■ **To do**
For the copy, please give all of the data again exactly and leave the pictures out.

>> begin Supplied material

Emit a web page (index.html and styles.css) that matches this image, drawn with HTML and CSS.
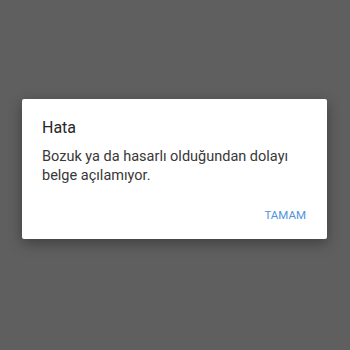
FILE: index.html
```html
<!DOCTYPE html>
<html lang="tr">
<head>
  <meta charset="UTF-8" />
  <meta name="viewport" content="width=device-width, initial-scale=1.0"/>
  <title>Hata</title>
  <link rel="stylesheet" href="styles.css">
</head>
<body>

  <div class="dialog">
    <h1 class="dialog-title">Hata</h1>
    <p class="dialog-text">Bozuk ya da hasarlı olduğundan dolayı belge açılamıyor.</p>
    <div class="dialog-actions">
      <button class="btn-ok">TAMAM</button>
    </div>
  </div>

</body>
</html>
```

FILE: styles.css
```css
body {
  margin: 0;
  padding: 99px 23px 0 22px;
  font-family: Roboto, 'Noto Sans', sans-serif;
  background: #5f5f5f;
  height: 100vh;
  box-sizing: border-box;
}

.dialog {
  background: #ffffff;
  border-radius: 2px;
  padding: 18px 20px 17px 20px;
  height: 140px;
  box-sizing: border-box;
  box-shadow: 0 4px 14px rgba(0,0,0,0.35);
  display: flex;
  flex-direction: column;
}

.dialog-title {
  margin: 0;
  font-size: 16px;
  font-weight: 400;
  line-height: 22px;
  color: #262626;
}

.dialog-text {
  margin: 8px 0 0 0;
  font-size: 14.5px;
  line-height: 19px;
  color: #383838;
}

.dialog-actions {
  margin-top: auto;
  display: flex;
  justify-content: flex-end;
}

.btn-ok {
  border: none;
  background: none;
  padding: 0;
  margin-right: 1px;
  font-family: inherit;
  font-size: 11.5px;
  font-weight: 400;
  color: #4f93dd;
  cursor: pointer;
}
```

>> end Supplied material

■ **Output**
Emit a web page (index.html and styles.css) that matches this image, drawn with HTML and CSS.
FILE: index.html
```html
<!DOCTYPE html>
<html lang="tr">
<head>
  <meta charset="UTF-8" />
  <meta name="viewport" content="width=device-width, initial-scale=1.0"/>
  <title>Hata</title>
  <link rel="stylesheet" href="styles.css">
</head>
<body>

  <div class="dialog">
    <h1 class="dialog-title">Hata</h1>
    <p class="dialog-text">Bozuk ya da hasarlı olduğundan dolayı belge açılamıyor.</p>
    <div class="dialog-actions">
      <button class="btn-ok">TAMAM</button>
    </div>
  </div>

</body>
</html>
```

FILE: styles.css
```css
body {
  margin: 0;
  padding: 99px 23px 0 22px;
  font-family: Roboto, 'Noto Sans', sans-serif;
  background: #5f5f5f;
  height: 100vh;
  box-sizing: border-box;
}

.dialog {
  background: #ffffff;
  border-radius: 2px;
  padding: 18px 20px 17px 20px;
  height: 140px;
  box-sizing: border-box;
  box-shadow: 0 4px 14px rgba(0,0,0,0.35);
  display: flex;
  flex-direction: column;
}

.dialog-title {
  margin: 0;
  font-size: 16px;
  font-weight: 400;
  line-height: 22px;
  color: #262626;
}

.dialog-text {
  margin: 8px 0 0 0;
  font-size: 14.5px;
  line-height: 19px;
  color: #383838;
}

.dialog-actions {
  margin-top: auto;
  display: flex;
  justify-content: flex-end;
}

.btn-ok {
  border: none;
  background: none;
  padding: 0;
  margin-right: 1px;
  font-family: inherit;
  font-size: 11.5px;
  font-weight: 400;
  color: #4f93dd;
  cursor: pointer;
}
```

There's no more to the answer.